What you have to do :: Copy each line that contains the string "Output".

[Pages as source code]
╭──
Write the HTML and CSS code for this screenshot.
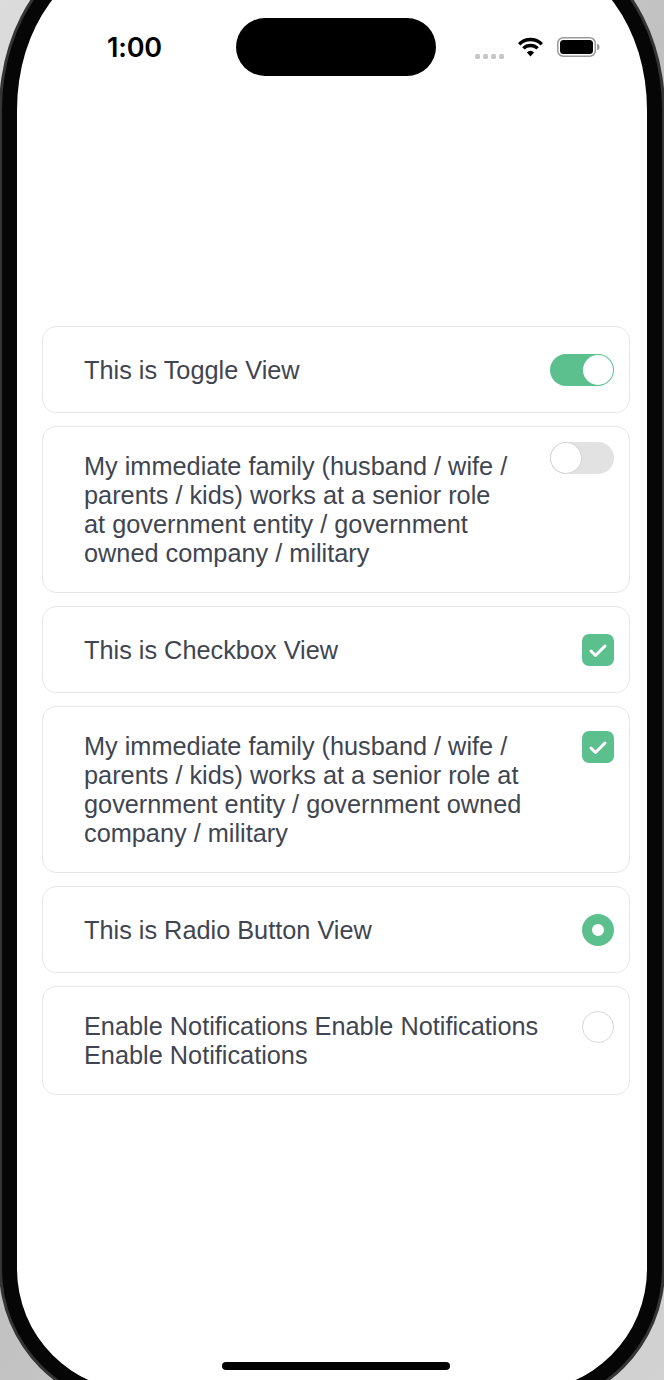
FILE: index.html
```html
<!DOCTYPE html>
<html lang="en">
<head>
<meta charset="utf-8">
<title>Controls</title>
<link rel="stylesheet" href="styles.css">
</head>
<body>
<div class="device">
  <div class="bezel">
    <div class="screen">
      <div class="status-bar">
        <span class="time">1:00</span>
        <div class="island"></div>
        <div class="status-icons">
          <div class="signal"><span></span><span></span><span></span><span></span></div>
          <svg class="wifi" width="27" height="20" viewBox="0 0 27 20">
            <path d="M2.2 7.2 A16 16 0 0 1 24.8 7.2" fill="none" stroke="#000" stroke-width="3.4"/>
            <path d="M6.4 11.4 A10 10 0 0 1 20.6 11.4" fill="none" stroke="#000" stroke-width="3.4"/>
            <path d="M13.5 19.5 L9.9 15.4 A5 5 0 0 1 17.1 15.4 Z" fill="#000"/>
          </svg>
          <svg class="battery" width="43" height="20" viewBox="0 0 43 20">
            <rect x="0.75" y="0.75" width="37.5" height="18.5" rx="5.5" fill="none" stroke="#9a9a9a" stroke-width="1.5"/>
            <rect x="3" y="3" width="33" height="14" rx="3.5" fill="#000"/>
            <path d="M40 7 Q42.5 7 42.5 10 Q42.5 13 40 13 Z" fill="#9a9a9a"/>
          </svg>
        </div>
      </div>

      <main class="list">
        <div class="card">
          <span class="label">This is Toggle View</span>
          <span class="toggle toggle--on"><span class="knob"></span></span>
        </div>
        <div class="card card--multi">
          <span class="label">My immediate family (husband / wife / parents / kids) works at a senior role at government entity / government owned company / military</span>
          <span class="toggle toggle--off"><span class="knob"></span></span>
        </div>
        <div class="card">
          <span class="label">This is Checkbox View</span>
          <svg class="check" width="32" height="32" viewBox="0 0 32 32"><rect width="32" height="32" rx="7" fill="#5bc08e"/><path d="M9 17 L13.5 21.5 L23 12" fill="none" stroke="#fff" stroke-width="3" stroke-linecap="round" stroke-linejoin="round"/></svg>
        </div>
        <div class="card card--multi">
          <span class="label">My immediate family (husband / wife / parents / kids) works at a senior role at government entity / government owned company / military</span>
          <svg class="check" width="32" height="32" viewBox="0 0 32 32"><rect width="32" height="32" rx="7" fill="#5bc08e"/><path d="M9 17 L13.5 21.5 L23 12" fill="none" stroke="#fff" stroke-width="3" stroke-linecap="round" stroke-linejoin="round"/></svg>
        </div>
        <div class="card">
          <span class="label">This is Radio Button View</span>
          <span class="radio radio--on"></span>
        </div>
        <div class="card card--multi">
          <span class="label">Enable Notifications Enable Notifications Enable Notifications</span>
          <span class="radio"></span>
        </div>
      </main>

      <div class="home-indicator"></div>
    </div>
  </div>
</div>
</body>
</html>
```

FILE: styles.css
```css
* { box-sizing: border-box; }
html, body { margin: 0; padding: 0; }
body { font-family: "Liberation Sans", Arial, sans-serif; }

.device {
  width: 664px;
  height: 1380px;
  overflow: hidden;
  background: linear-gradient(135deg, #dcdcdc, #b8b8b8 45%, #d2d2d2);
}
.bezel {
  width: 666px;
  height: 1467px;
  margin: -58px 0 0 -1px;
  padding: 15px;
  border: 3px solid #353535;
  border-radius: 128px 128px 140px 140px / 168px 168px 140px 140px;
  background: #060606;
}
.screen {
  height: 100%;
  background: #fff;
  border-radius: 110px 110px 122px 122px / 150px 150px 122px 122px;
  display: flex;
  flex-direction: column;
  overflow: hidden;
}

.status-bar {
  position: relative;
  height: 58px;
  margin-top: 58px;
  display: flex;
  align-items: center;
  justify-content: space-between;
  padding: 0 47px 0 90px;
}
.time {
  font-family: Inter, "Liberation Sans", sans-serif;
  font-weight: 600;
  font-size: 27px;
  color: #000;
  letter-spacing: -0.2px;
}
.island {
  position: absolute;
  left: 219px;
  top: 0;
  width: 200px;
  height: 58px;
  border-radius: 29px;
  background: #000;
}
.status-icons {
  display: flex;
  align-items: center;
  gap: 13px;
}
.signal {
  display: flex;
  gap: 3px;
  margin-top: 19px;
}
.signal span {
  width: 5px;
  height: 5px;
  border-radius: 1.5px;
  background: #c8c8c8;
}
.wifi, .battery { display: block; }

.list {
  display: flex;
  flex-direction: column;
  gap: 13px;
  margin-top: 250px;
  padding: 0 17px 0 25px;
}
.card {
  display: flex;
  align-items: center;
  gap: 40px;
  min-height: 87px;
  padding: 0 15px 0 41px;
  border: 1px solid #e6e6e6;
  border-radius: 14px;
  background: #fff;
}
.card--multi {
  align-items: flex-start;
  padding-top: 24px;
  padding-bottom: 24px;
}
.label {
  flex: 1;
  font-size: 25.3px;
  line-height: 29px;
  color: #3f4551;
  padding-top: 1px;
}

.toggle {
  flex: none;
  display: flex;
  align-items: center;
  width: 64px;
  height: 32px;
  padding: 1px;
  border-radius: 16px;
}
.toggle--on { background: #5bc08e; justify-content: flex-end; }
.toggle--off { background: #e2e2e2; }
.knob {
  width: 30px;
  height: 30px;
  border-radius: 50%;
  background: #fff;
}
.toggle--off .knob { box-shadow: 0 0 0 1px #d6d6d6; }
.card--multi .toggle { margin-top: -9px; }

.check { flex: none; display: block; }

.radio {
  flex: none;
  width: 32px;
  height: 32px;
  border-radius: 50%;
  border: 1.5px solid #d8d8d8;
  background: #fff;
}
.radio--on {
  border: 10px solid #5bc08e;
}

.home-indicator {
  width: 228px;
  height: 8px;
  border-radius: 4px;
  background: #000;
  margin: auto 0 21px 205px;
}
```
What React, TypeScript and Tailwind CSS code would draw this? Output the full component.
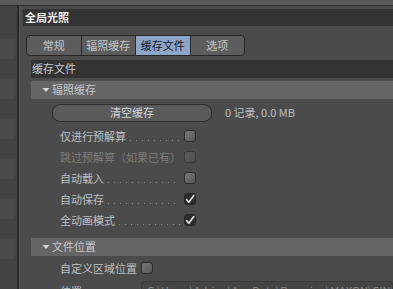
import React from 'react';

const font = { fontFamily: '"Noto Sans CJK SC", "Noto Sans", sans-serif' };

function Check({ checked, disabled }: { checked?: boolean; disabled?: boolean }) {
  if (checked) {
    return (
      <div className="w-[12px] h-[12px] rounded-[3px] border border-[#262626] bg-[#2e2e2e] flex items-center justify-center shrink-0">
        <svg width="10" height="10" viewBox="0 0 10 10">
          <path d="M1.5 5.5 L3.8 8.2 L8.8 1.5" fill="none" stroke="#e4e4e4" strokeWidth="1.6" strokeLinecap="round" strokeLinejoin="round" />
        </svg>
      </div>
    );
  }
  return (
    <div
      className={`w-[12px] h-[12px] rounded-[3px] border shrink-0 ${
        disabled
          ? 'border-[#3a3a3a] bg-gradient-to-br from-[#5e5e5e] to-[#4e4e4e]'
          : 'border-[#2c2c2c] bg-gradient-to-br from-[#7a7a7a] to-[#565656]'
      }`}
    />
  );
}

function Row({ label, checked, disabled, dots = true }: { label: string; checked?: boolean; disabled?: boolean; dots?: boolean }) {
  return (
    <div className="h-[21px] flex items-center pl-[29px]">
      <div className="w-[120px] h-full flex items-center whitespace-nowrap">
        <span className={disabled ? 'text-[#7c7c7c]' : 'text-[#bcc0c4]'}>{label}</span>
        {dots && (
          <div className="flex-1 h-[1px] ml-[4px] mt-[8px] bg-[linear-gradient(to_right,#8a8a8a_1px,transparent_1px)] bg-[length:6px_1px] bg-repeat-x" />
        )}
      </div>
      <div className="ml-[4px]">
        <Check checked={checked} disabled={disabled} />
      </div>
    </div>
  );
}

function SectionHeader({ title }: { title: string }) {
  return (
    <div className="h-[18px] bg-[#656565] flex items-center pl-[11px] text-[#c4c8cc]">
      <svg width="8" height="6" viewBox="0 0 8 6" className="mr-[2px]">
        <path d="M0.5 1 L7.5 1 L4 5 Z" fill="#d8d8d8" />
      </svg>
      <span>{title}</span>
    </div>
  );
}

const tabs = ['常规', '辐照缓存', '缓存文件', '选项'];

export default function App() {
  return (
    <div className="w-[393px] h-[289px] bg-[#4b4b4b] overflow-hidden text-[11px] flex flex-col" style={font}>
      <div className="h-[6px] bg-[#5a5a5a] border-b border-[#2f2f2f] shrink-0" />
      <div className="flex flex-1 min-h-0">
        {/* left list */}
        <div className="w-[17px] shrink-0 flex flex-col bg-[#434343] pt-[33px]">
          {[0, 1, 2, 3, 4, 5].map((i) => (
            <div key={i} className="h-[20px] mb-[20px] w-[15px] bg-[#4a4a4a]" />
          ))}
        </div>
        <div className="w-[2px] shrink-0 bg-[#2a2a2a]" />
        <div className="flex-1 min-w-0 flex flex-col pl-[3px] pt-[3px] bg-[#4b4b4b] border-l border-[#555]">
          <div className="h-[19px] bg-[#333333] flex items-center pl-[2px] text-[#eeeeee] font-bold">
            全局光照
          </div>
          <div className="pt-[9px] pl-[3px] pb-[4px]">
            <div className="flex h-[21px] w-[219px] rounded-[4px] border border-[#262626] overflow-hidden bg-[#5d5d5d]">
              {tabs.map((t, i) => (
                <div
                  key={t}
                  className={`flex items-center justify-center ${i === 0 ? 'w-[54px]' : 'w-[55px]'} ${
                    i > 0 ? 'border-l border-[#2a2a2a]' : ''
                  } ${i === 2 ? 'bg-[#8da5c8] text-[#15181c]' : 'text-[#c2c6ca]'}`}
                >
                  {t}
                </div>
              ))}
            </div>
          </div>
          <div className="ml-[8px] flex flex-col">
            <div className="h-[18px] bg-[#333333] flex items-center pl-[1px] text-[#c8ccd0]">缓存文件</div>
            <div className="h-[3px]" />
            <SectionHeader title="辐照缓存" />
            <div className="flex items-center pt-[5px] pl-[21px]">
              <div className="w-[160px] h-[18px] rounded-[8px] border border-[#2c2c2c] bg-[#5a5a5a] flex items-center justify-center text-[#d2d6da]">
                清空缓存
              </div>
              <span className="ml-[13px] text-[#bcc0c4]">0 记录, 0.0 MB</span>
            </div>
            <div className="h-[4px]" />
            <Row label="仅进行预解算" />
            <Row label="跳过预解算（如果已有）" disabled dots={false} />
            <Row label="自动载入" />
            <Row label="自动保存" checked />
            <Row label="全动画模式" checked />
            <div className="h-[7px]" />
            <SectionHeader title="文件位置" />
            <div className="h-[25px] flex items-center pl-[29px]">
              <span className="text-[#bcc0c4] w-[81px]">自定义区域位置</span>
              <Check />
            </div>
            <div className="flex items-start pl-[29px]">
              <span className="text-[#bcc0c4] w-[81px] pt-[2px]">位置</span>
              <div className="flex-1 min-w-0 h-[18px] bg-[#444444] border border-[#3a3a3a] rounded-[3px] px-[5px] text-[#8a8a8a] whitespace-nowrap overflow-hidden">
                C:\Users\Adrian\AppData\Roaming\MAXON\CINEMA 4D
              </div>
            </div>
          </div>
        </div>
      </div>
    </div>
  );
}
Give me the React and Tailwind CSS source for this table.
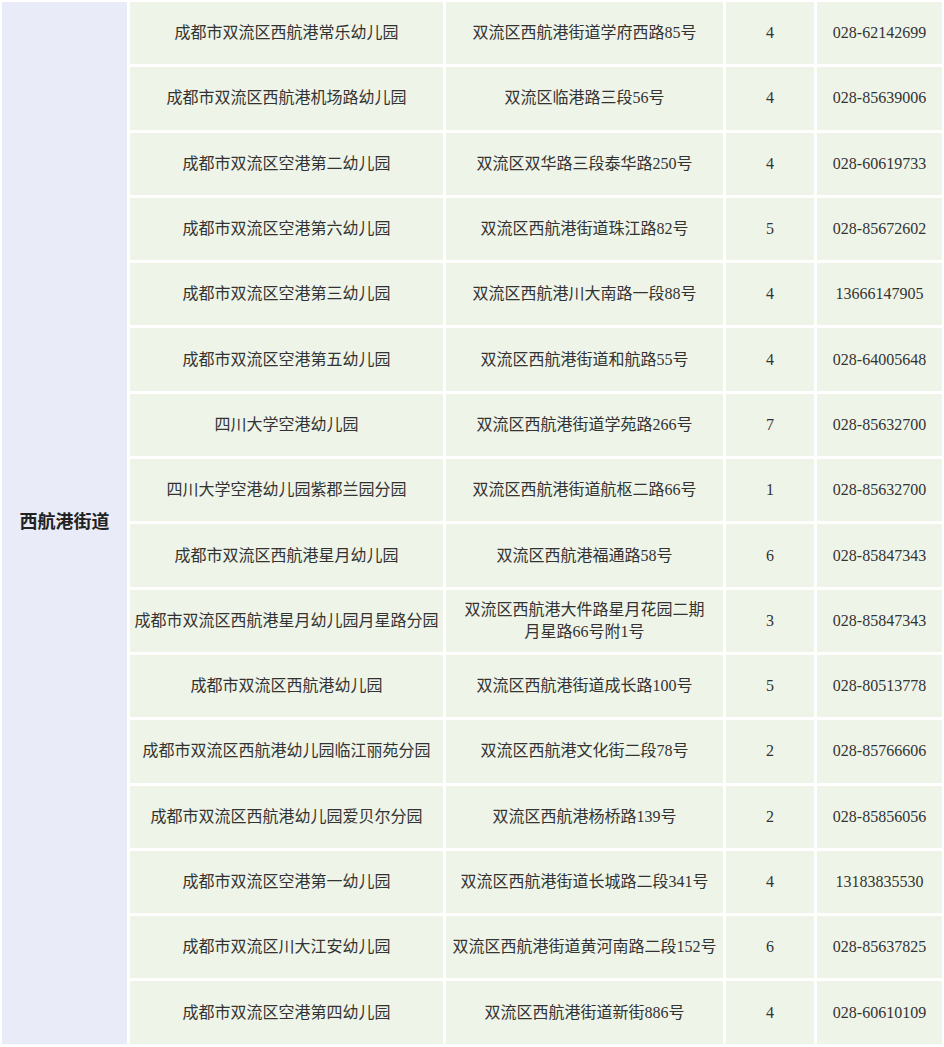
const rows = [
  ["成都市双流区西航港常乐幼儿园", "双流区西航港街道学府西路85号", "4", "028-62142699"],
  ["成都市双流区西航港机场路幼儿园", "双流区临港路三段56号", "4", "028-85639006"],
  ["成都市双流区空港第二幼儿园", "双流区双华路三段泰华路250号", "4", "028-60619733"],
  ["成都市双流区空港第六幼儿园", "双流区西航港街道珠江路82号", "5", "028-85672602"],
  ["成都市双流区空港第三幼儿园", "双流区西航港川大南路一段88号", "4", "13666147905"],
  ["成都市双流区空港第五幼儿园", "双流区西航港街道和航路55号", "4", "028-64005648"],
  ["四川大学空港幼儿园", "双流区西航港街道学苑路266号", "7", "028-85632700"],
  ["四川大学空港幼儿园紫郡兰园分园", "双流区西航港街道航枢二路66号", "1", "028-85632700"],
  ["成都市双流区西航港星月幼儿园", "双流区西航港福通路58号", "6", "028-85847343"],
  ["成都市双流区西航港星月幼儿园月星路分园", ["双流区西航港大件路星月花园二期", "月星路66号附1号"], "3", "028-85847343"],
  ["成都市双流区西航港幼儿园", "双流区西航港街道成长路100号", "5", "028-80513778"],
  ["成都市双流区西航港幼儿园临江丽苑分园", "双流区西航港文化街二段78号", "2", "028-85766606"],
  ["成都市双流区西航港幼儿园爱贝尔分园", "双流区西航港杨桥路139号", "2", "028-85856056"],
  ["成都市双流区空港第一幼儿园", "双流区西航港街道长城路二段341号", "4", "13183835530"],
  ["成都市双流区川大江安幼儿园", "双流区西航港街道黄河南路二段152号", "6", "028-85637825"],
  ["成都市双流区空港第四幼儿园", "双流区西航港街道新街886号", "4", "028-60610109"],
];

const cell =
  "bg-[#eef5e8] flex items-center justify-center text-center text-[16px] leading-[22px] text-[#333] whitespace-nowrap";

export default function App() {
  return (
    <div
      className="bg-white w-[944px] h-[1047px] p-[2px]"
      style={{ fontFamily: '"Liberation Serif", "Noto Sans CJK SC", serif' }}
    >
      <div className="grid grid-cols-[125px_313px_277px_88px_125px] grid-rows-[repeat(16,62.3px)] gap-[3px]">
        <div className="row-span-16 row-start-1 col-start-1 bg-[#e9ecf8] flex items-center justify-center text-[18px] font-bold text-[#222]">
          西航港街道
        </div>
        {rows.map((r, i) => (
          <div key={i} className="contents">
            <div className={cell}>{r[0]}</div>
            <div className={cell}>
              {Array.isArray(r[1]) ? (
                <span>
                  {r[1][0]}
                  <br />
                  {r[1][1]}
                </span>
              ) : (
                r[1]
              )}
            </div>
            <div className={cell}>{r[2]}</div>
            <div className={cell}>{r[3]}</div>
          </div>
        ))}
      </div>
    </div>
  );
}
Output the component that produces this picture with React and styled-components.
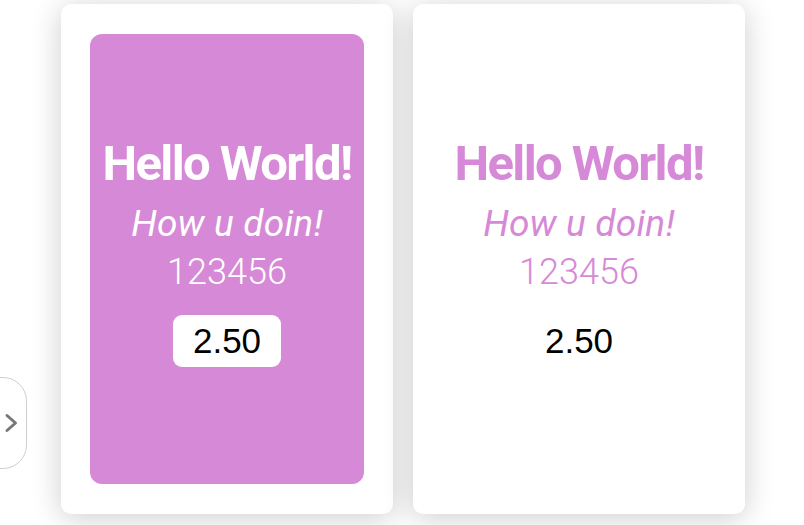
╰──
Task response ::
What React, TypeScript and Tailwind CSS code would draw this? Output the full component.
Output the component that produces this picture with React and styled-components.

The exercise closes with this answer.